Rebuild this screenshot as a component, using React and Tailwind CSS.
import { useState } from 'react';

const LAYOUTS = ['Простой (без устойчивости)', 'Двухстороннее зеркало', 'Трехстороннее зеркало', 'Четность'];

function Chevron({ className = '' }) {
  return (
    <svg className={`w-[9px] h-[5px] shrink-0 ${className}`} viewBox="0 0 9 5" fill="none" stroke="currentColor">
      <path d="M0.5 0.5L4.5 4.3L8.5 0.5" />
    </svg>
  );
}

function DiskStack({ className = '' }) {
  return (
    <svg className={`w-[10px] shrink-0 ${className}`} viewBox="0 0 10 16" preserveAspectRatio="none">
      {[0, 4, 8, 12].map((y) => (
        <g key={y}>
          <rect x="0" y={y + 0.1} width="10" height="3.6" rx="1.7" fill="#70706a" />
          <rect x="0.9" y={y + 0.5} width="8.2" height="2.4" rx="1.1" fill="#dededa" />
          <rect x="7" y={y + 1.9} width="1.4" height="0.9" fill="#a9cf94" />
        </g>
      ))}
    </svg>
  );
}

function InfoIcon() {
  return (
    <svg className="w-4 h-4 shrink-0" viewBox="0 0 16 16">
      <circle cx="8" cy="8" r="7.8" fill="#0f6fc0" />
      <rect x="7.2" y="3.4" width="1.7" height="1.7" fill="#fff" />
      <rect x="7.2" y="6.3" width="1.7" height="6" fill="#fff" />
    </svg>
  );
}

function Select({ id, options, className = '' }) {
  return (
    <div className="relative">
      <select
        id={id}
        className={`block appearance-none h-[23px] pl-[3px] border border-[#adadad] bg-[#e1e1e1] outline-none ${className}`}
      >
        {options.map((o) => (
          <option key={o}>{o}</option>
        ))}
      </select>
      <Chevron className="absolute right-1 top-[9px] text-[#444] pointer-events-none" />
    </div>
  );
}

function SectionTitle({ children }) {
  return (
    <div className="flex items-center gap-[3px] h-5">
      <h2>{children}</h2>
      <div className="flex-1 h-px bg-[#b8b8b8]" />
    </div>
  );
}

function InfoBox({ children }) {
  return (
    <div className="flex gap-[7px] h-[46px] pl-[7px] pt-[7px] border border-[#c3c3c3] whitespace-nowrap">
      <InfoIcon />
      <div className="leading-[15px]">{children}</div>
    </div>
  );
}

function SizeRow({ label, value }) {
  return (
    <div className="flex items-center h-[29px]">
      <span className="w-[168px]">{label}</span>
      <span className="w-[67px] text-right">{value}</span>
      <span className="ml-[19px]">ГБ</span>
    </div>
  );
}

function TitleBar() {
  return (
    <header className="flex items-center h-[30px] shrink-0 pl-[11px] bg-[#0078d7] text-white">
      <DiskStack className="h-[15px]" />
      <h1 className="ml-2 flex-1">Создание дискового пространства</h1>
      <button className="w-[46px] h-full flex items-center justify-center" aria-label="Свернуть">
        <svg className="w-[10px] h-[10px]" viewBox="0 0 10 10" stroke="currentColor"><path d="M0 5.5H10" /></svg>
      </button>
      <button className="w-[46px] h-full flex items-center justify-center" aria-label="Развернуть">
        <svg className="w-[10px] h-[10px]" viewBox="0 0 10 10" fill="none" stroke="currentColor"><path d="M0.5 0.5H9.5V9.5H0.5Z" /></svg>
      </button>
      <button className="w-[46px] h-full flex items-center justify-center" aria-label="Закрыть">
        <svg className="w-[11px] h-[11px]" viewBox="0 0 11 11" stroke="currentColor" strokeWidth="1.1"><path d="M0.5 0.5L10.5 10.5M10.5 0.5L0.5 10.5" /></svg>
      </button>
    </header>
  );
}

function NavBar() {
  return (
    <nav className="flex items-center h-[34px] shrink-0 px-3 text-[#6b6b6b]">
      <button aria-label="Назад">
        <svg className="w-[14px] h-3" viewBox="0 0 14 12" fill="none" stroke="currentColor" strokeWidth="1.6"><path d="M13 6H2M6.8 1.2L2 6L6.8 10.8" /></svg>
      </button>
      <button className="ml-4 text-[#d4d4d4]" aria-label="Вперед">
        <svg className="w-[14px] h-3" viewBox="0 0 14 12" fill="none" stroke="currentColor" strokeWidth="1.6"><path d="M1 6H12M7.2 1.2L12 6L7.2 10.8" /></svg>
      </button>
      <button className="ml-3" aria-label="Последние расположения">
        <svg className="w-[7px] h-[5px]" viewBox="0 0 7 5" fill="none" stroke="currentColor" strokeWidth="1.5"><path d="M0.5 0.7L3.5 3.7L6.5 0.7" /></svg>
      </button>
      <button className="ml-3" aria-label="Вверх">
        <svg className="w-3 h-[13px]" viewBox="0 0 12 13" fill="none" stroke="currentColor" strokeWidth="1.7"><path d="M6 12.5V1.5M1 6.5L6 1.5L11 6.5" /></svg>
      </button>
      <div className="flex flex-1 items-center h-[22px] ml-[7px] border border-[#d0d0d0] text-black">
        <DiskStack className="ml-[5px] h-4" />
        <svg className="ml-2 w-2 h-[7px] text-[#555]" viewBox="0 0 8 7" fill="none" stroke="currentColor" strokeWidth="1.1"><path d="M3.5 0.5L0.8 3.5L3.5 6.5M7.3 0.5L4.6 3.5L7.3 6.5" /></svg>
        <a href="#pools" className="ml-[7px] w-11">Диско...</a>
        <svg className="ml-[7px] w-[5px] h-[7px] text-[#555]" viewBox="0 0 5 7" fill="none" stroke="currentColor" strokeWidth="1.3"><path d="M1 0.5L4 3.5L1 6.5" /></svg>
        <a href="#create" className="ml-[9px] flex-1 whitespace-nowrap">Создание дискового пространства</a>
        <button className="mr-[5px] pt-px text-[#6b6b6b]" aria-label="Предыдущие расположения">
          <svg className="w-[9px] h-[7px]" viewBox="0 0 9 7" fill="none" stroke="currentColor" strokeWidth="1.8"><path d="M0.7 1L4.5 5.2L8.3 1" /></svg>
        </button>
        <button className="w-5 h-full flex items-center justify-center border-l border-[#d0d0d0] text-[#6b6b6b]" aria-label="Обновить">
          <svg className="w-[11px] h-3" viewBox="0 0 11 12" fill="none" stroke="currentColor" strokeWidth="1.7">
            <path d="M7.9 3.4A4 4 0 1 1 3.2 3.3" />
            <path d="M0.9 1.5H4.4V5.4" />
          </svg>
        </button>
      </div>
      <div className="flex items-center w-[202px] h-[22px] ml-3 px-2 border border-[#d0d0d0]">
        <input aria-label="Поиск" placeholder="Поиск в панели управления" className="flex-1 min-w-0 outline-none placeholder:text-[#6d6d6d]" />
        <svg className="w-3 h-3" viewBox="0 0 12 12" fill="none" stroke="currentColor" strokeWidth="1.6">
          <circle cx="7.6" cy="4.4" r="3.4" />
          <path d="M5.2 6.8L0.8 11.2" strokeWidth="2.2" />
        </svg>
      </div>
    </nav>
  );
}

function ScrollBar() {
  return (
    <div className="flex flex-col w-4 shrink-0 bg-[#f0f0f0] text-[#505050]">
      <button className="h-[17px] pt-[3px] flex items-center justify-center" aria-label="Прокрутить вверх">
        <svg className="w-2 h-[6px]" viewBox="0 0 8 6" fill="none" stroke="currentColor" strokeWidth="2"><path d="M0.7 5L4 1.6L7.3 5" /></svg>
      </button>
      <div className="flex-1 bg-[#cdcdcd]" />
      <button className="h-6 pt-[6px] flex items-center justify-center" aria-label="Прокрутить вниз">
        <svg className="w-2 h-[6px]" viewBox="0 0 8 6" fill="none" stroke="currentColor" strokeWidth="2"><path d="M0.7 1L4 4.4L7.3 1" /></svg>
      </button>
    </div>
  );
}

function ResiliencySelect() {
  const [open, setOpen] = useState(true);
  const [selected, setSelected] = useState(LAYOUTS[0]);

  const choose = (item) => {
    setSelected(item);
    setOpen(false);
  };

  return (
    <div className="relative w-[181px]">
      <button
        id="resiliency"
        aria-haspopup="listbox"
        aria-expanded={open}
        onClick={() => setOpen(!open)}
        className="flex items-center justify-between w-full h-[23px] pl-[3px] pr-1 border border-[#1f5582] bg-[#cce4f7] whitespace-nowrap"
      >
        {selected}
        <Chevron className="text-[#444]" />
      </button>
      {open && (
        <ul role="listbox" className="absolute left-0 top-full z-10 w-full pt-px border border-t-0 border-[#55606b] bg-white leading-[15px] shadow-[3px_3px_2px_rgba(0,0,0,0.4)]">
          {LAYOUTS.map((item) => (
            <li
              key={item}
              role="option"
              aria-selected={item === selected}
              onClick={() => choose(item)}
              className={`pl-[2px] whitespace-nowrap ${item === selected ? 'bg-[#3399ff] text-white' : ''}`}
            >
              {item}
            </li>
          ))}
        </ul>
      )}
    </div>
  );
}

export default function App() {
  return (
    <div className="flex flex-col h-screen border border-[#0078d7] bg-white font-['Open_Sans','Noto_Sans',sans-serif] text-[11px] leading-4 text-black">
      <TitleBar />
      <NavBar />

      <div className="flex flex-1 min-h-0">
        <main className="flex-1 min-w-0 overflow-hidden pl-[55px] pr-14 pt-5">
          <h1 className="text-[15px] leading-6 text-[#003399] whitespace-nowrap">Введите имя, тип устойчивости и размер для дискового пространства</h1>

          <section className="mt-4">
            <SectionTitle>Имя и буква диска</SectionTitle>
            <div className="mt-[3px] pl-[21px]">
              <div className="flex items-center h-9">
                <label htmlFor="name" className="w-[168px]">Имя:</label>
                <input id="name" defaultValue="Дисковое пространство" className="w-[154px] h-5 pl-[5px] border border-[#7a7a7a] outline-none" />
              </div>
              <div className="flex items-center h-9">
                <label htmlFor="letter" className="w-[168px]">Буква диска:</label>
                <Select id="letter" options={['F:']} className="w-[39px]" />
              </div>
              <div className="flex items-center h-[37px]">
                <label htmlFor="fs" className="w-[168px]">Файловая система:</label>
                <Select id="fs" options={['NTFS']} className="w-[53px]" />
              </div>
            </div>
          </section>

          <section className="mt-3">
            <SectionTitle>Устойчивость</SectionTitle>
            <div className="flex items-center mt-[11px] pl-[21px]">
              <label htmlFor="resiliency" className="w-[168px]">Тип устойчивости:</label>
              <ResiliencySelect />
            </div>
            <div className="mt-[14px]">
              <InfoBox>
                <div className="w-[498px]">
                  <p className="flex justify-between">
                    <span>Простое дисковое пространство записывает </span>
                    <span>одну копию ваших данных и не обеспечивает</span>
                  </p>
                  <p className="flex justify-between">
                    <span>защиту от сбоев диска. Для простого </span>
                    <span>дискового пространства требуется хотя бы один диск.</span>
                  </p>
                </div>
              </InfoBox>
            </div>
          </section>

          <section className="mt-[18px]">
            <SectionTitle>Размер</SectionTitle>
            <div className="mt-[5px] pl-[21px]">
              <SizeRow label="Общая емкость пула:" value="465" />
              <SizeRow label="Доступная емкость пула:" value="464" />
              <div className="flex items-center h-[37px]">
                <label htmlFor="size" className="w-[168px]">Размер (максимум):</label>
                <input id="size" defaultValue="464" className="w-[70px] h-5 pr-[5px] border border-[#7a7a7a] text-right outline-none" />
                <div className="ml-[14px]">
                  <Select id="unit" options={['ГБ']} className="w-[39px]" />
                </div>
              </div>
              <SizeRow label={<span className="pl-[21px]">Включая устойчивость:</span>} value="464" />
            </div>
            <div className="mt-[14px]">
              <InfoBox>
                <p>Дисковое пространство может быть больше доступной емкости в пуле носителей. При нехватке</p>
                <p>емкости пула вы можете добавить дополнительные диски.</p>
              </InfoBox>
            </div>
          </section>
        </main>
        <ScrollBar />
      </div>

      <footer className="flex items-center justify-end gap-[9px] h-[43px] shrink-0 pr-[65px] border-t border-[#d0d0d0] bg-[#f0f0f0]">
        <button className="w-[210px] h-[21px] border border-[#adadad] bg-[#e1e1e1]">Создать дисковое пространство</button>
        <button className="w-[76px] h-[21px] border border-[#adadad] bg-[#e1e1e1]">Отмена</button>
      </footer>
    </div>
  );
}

================================

§ TASK INSTRUCTIONS
Please write out exactly the lines from the start of the data through the line that contains "const LAYOUTS = ['Простой", both ends included, and nothing else.

§ THE COMPLETED TASK
Rebuild this screenshot as a component, using React and Tailwind CSS.
import { useState } from 'react';

const LAYOUTS = ['Простой (без устойчивости)', 'Двухстороннее зеркало', 'Трехстороннее зеркало', 'Четность'];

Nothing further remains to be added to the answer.